C. 6216 Sayılı Kanun'un
50. Maddesi Yönünden
37. 30/3/2011 tarihli ve 6216 sayılı Anayasa Mahkemesinin
Kuruluşu ve Yargılama Usulleri Hakkında Kanun'un 50. maddesinin (1) ve (2)
numaralı fıkraları şöyledir:
“(1) Esas inceleme sonunda, başvurucunun
hakkının ihlal edildiğine ya da edilmediğine karar verilir. İhlal kararı
verilmesi hâlinde ihlalin ve sonuçlarının ortadan kaldırılması için yapılması
gerekenlere hükmedilir. …
(2) Tespit edilen ihlal bir mahkeme kararından
kaynaklanmışsa, ihlali ve sonuçlarını ortadan kaldırmak için yeniden yargılama
yapmak üzere dosya ilgili mahkemeye gönderilir. Yeniden yargılama yapılmasında
hukuki yarar bulunmayan hâllerde başvurucu lehine tazminata hükmedilebilir veya
genel mahkemelerde dava açılması yolu gösterilebilir. Yeniden yargılama
yapmakla yükümlü mahkeme, Anayasa Mahkemesinin ihlal kararında açıkladığı
ihlali ve sonuçlarını ortadan kaldıracak şekilde mümkünse dosya üzerinden karar
verir.”
38. Başvurucu, yeniden yargılama yapılmasına ayrıca 79.859,26 TL
maddi ve 250.000 TL manevi tazminat ödenmesine karar verilmesini talep
etmiştir.
39. Başvuruda Anayasa’nın 20. maddesinde güvence altına alınan
özel hayatın gizliliği hakkının ihlal edildiği sonucuna varılmıştır.
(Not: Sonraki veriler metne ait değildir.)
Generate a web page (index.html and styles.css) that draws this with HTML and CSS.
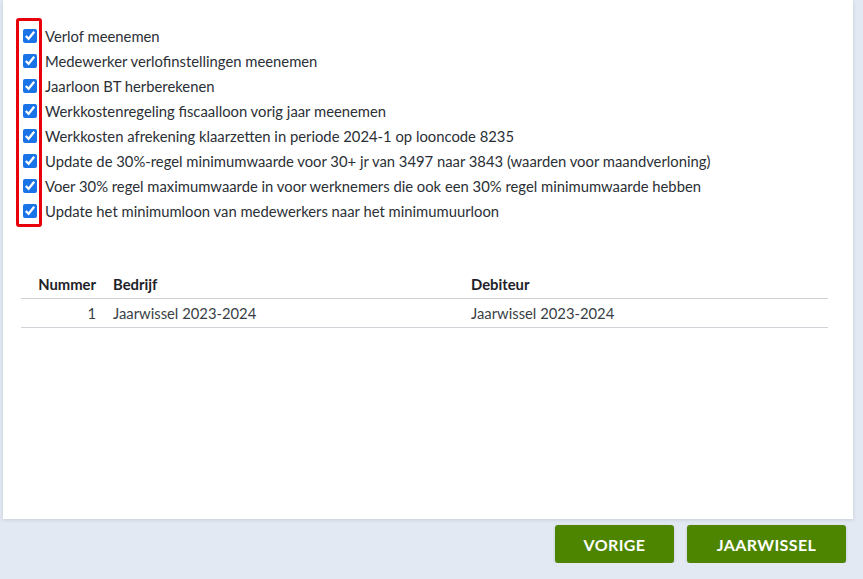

40. Özel hayatın gizliliği hakkının ihlalinin sonuçlarının
ortadan kaldırılması için yeniden yargılama yapılmasında hukuki yarar
bulunduğundan kararın bir örneğinin yeniden yargılama yapılmak üzereilgili yargı merciine gönderilmesine karar verilmesi
gerekir.
41. Başvurucu tazminat talep etmişse de yeniden yargılama
yapılmak üzere dosyanın yetkili idari yargı merciine gönderilmesine karar
verilmesinin ihlal iddiası açısından yeterli bir tazmin oluşturduğu
anlaşıldığından başvurucunun tazminat taleplerinin reddine karar verilmesi
gerekir.
42. Dosyadaki belgelerden tespit edilen 226,90 TL harç ve 1.800
TL vekâlet ücretinden oluşan toplam 2.026,90 TL yargılama giderinin başvurucuya
ödenmesine karar verilmesi gerekir.
VI. HÜKÜM
Açıklanan gerekçelerle;
A. Özel hayatın gizliliği hakkının ihlal edildiğine ilişkin
iddianın KABUL EDİLEBİLİR OLDUĞUNA,
B. Anayasa’nın 20. maddesinde güvence altına alınan özel hayatın
gizliliği hakkının İHLAL EDİLDİĞİNE,
C. Kararın bir örneğinin özel hayatın gizliliği hakkının
ihlalinin sonuçlarının ortadan kaldırılması için yeniden yargılama yapılmak
üzere -Anayasa'nın 21/1/2017 tarihli ve 6771 sayılı Kanun ile getirilen geçici
21. maddesinin birinci fıkrasının (E) bendiyle Askeri Yüksek İdare Mahkemesi
kaldırılmış olduğundan anılan bendin (b) alt bendi gereğince- YETKİLİ İDARİ
YARGI MERCİİNE GÖNDERİLMESİNE (Karar, Askeri Yüksek İdare Mahkemesi Birinci
Dairesinin E.2014/230 sayılı dosyasıyla ilgilidir.),
D. Başvurucunun tazminat taleplerinin REDDİNE,
E. 226,90 TL harç ve 1.800 TL vekâlet ücretinden oluşan toplam
2.026,90 TL yargılama giderinin BAŞVURUCUYA ÖDENMESİNE,
F. Ödemenin, kararın tebliğini takiben başvurucunun Maliye
Bakanlığına başvuru tarihinden itibaren dört ay içinde yapılmasına, ödemede gecikme
olması hâlinde bu sürenin sona erdiği tarihten ödeme tarihine kadar geçen süre
için yasal FAİZ UYGULANMASINA,
G. Kararın bir örneğinin Adalet Bakanlığına GÖNDERİLMESİNE
10/5/2017 tarihinde OYBİRLİĞİYLE karar verildi.